The Employee Retirement Income Security Act of 1974 (ERISA) says that qualified retirement plans must include anti-alienation provisions. As a result, the law excludes qualified retirement plans from a debtor’s bankruptcy estate. Protected plans under ERISA include pension plans, defined contribution plans, and 401K plans. The protections afforded by ERISA apply only to employees. Employers and sole proprietors are not covered by the Act. Qualified retirement plans are not protected from alimony and child support claims.
Non-qualified retirement plans are retirement plans that are generally not protected by ERISA. These plans may, however, be protected by state laws which exempt retirement plans from the claims of creditors. Under California asset protection laws, private retirement plans are protected are protected from creditors. This protection applies both before and after distribution to the debtor. Private retirement plans are defined as including profit sharing plans, IRAs (theoretically), and self-employment plans. As with qualified retirement plans, non-qualified retirement plans are not protected from child support claims. Moreover, California courts routinely penetrate IRAs. If a judge feels like the debtor can support himself or herself in retirement without use of the IRA, the judge can order its seizure. We have seen this time and time gain.
California vs. DAPT States vs. Offshore
As described above, California law leaves much to be desired with regards to asset protection. As a result, many California residents choose to look out of state or offshore for jurisdictions with more favorable laws.
One option that many Californians look into is states that offer domestic asset protection trusts (DAPT). Domestic asset protection trusts are irrevocable self-settled trusts in which the grantor is named as a beneficiary. The grantor is also allowed access to the funds held within the trust. While DAPT’s may be preferable to many of the local options available to California residents, they are not without pitfalls. DAPT’s are subject to intense scrutiny with regard to claims of fraudulent transfer. They are also subject to the claims of exemption creditors including child support, alimony, and government agencies regarding taxes.

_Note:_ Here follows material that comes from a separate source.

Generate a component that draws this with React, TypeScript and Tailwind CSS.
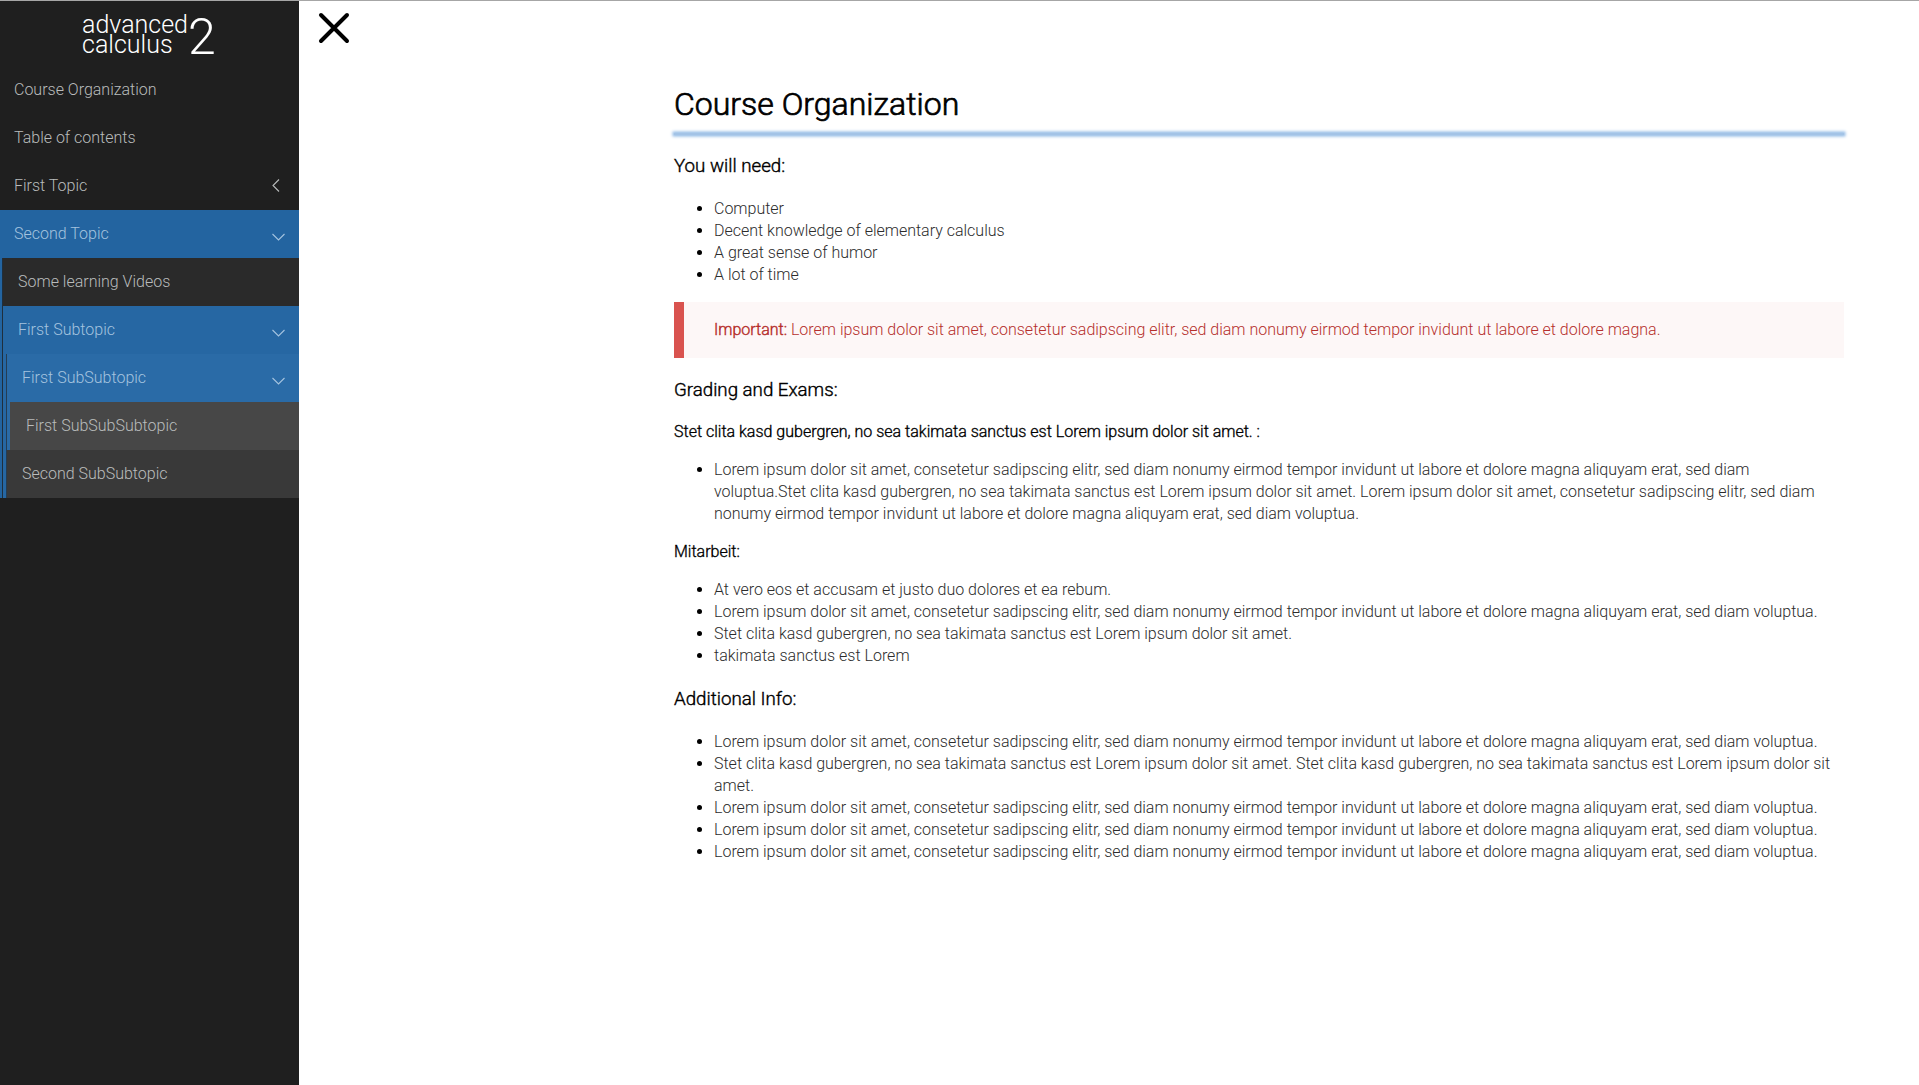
const lorem = "Lorem ipsum dolor sit amet, consetetur sadipscing elitr, sed diam nonumy eirmod tempor invidunt ut labore et dolore magna aliquyam erat, sed diam voluptua.";
const stet = "Stet clita kasd gubergren, no sea takimata sanctus est Lorem ipsum dolor sit amet.";

function Chevron({ open = false }: { open?: boolean }) {
  return open ? (
    <svg className="mt-[5px] mr-[14px] h-2 w-[13px]" viewBox="0 0 13 8" fill="none" stroke="currentColor" strokeWidth="1.1"><path d="M.5 1l6 6 6-6" /></svg>
  ) : (
    <svg className="-mt-px mr-[19px] h-[13px] w-2" viewBox="0 0 8 13" fill="none" stroke="currentColor" strokeWidth="1.1"><path d="M7 .5l-6 6 6 6" /></svg>
  );
}

function Item({ label, className = "pl-[14px]", open }: { label: string; className?: string; open?: boolean }) {
  return (
    <div className={`flex h-12 items-center justify-between ${className}`}>
      <span>{label}</span>
      {open !== undefined && <Chevron open={open} />}
    </div>
  );
}

function List({ items, className = "" }: { items: string[]; className?: string }) {
  return (
    <ul className={`list-disc pl-10 tracking-[-0.008px] text-[#2c2c2c] marker:text-black ${className}`}>
      {items.map((t, i) => <li key={i}>{t}</li>)}
    </ul>
  );
}

function SectionTitle({ children, className = "mt-[18px]" }: { children: string; className?: string }) {
  return <h2 className={`text-[18.72px] leading-[26px] text-black [-webkit-text-stroke:0.4px_black] ${className}`}>{children}</h2>;
}

function SubTitle({ children, className }: { children: string; className: string }) {
  return <h3 className={`text-black [-webkit-text-stroke:0.35px_black] ${className}`}>{children}</h3>;
}

export default function App() {
  return (
    <div className="flex h-[1085px] w-[1919px] overflow-hidden border-t border-[#a6a6a6] bg-white font-['Roboto',sans-serif] text-base font-light">
      <aside className="w-[299px] shrink-0 bg-[#1f1f1f] text-[#b9bcbc]">
        <div className="flex h-[65px] pl-[82px] text-white">
          <div className="w-[106px] pt-[14px] text-[25px] leading-[20px]"><div>advanced</div><div>calculus</div></div>
          <div className="pt-[6px] text-[50px] leading-[60px]">2</div>
        </div>
        <Item label="Course Organization" />
        <Item label="Table of contents" />
        <Item label="First Topic" open={false} />
        <Item label="Second Topic" open className="bg-[#2364a0] pl-[14px] text-[#a4c3df]" />
        <div className="border-l-2 border-[#2364a0] bg-[#1f2f3d] pl-px">
          <Item label="Some learning Videos" className="bg-[#2a2a2a] pl-[15px]" />
          <Item label="First Subtopic" open className="bg-[#2667a3] pl-[15px] text-[#a4c3df]" />
          <div className="border-l-[3px] border-[#2667a3] bg-[#243d54] pl-px">
            <Item label="First SubSubtopic" open className="bg-[#2a6ba7] pl-[15px] text-[#a4c3df]" />
            <div className="border-l-[3px] border-[#2a6ba7]"><Item label="First SubSubSubtopic" className="bg-[#474747] pl-4" /></div>
            <Item label="Second SubSubtopic" className="bg-[#393939] pl-[15px]" />
          </div>
        </div>
      </aside>
      <main className="relative flex-1 pl-[375px]">
        <svg className="absolute top-[11px] left-[19px] h-8 w-8" viewBox="0 0 32 32" stroke="black" strokeWidth="4" strokeLinecap="round"><path d="M3 3l26 26M29 3L3 29" /></svg>
        <div className="w-[1170px] pt-[79px] leading-[22px]">
          <h1 className="h-[53px] text-[32px] leading-[48px] text-black [-webkit-text-stroke:0.7px_black]">Course Organization</h1>
          <div className="h-0.5 bg-[#a3c3e6] shadow-[0_0_3px_1.5px_#93bce6]" />
          <SectionTitle>You will need:</SectionTitle>
          <List className="mt-[19px]" items={["Computer", "Decent knowledge of elementary calculus", "A great sense of humor", "A lot of time"]} />
          <div className="mt-4 flex h-14 items-center border-l-[10px] border-[#d9534f] bg-[#fdf7f7] pl-[30px] text-[#b52f2c]"><p className="tracking-[-0.008px]"><b className="font-light [-webkit-text-stroke:0.4px_#b52b27]">Important:</b> Lorem ipsum dolor sit amet, consetetur sadipscing elitr, sed diam nonumy eirmod tempor invidunt ut labore et dolore magna.</p></div>
          <SectionTitle className="mt-[19px]">Grading and Exams:</SectionTitle>
          <SubTitle className="mt-[18px]">{stet + " :"}</SubTitle>
          <List className="mt-4" items={[lorem + stet + " " + lorem]} />
          <SubTitle className="mt-4">Mitarbeit:</SubTitle>
          <List className="mt-4" items={["At vero eos et accusam et justo duo dolores et ea rebum.", lorem, stet, "takimata sanctus est Lorem"]} />
          <SectionTitle className="mt-[19px]">Additional Info:</SectionTitle>
          <List className="mt-[19px]" items={[lorem, stet + " " + stet, lorem, lorem, lorem]} />
        </div>
      </main>
    </div>
  );
}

Strongest Asset Protection for California Residents
The most effective way for a California to protect their assets is to keep them as far out of reach of creditors as possible. For this reason, many people prefer to seek an offshore asset protection trust. The offshore trusts provide the strongest available asset protection for the California resident. There is a wealth of information on this website in support of the offshore asset protection trust. So click on the link in this paragraph for detailed information.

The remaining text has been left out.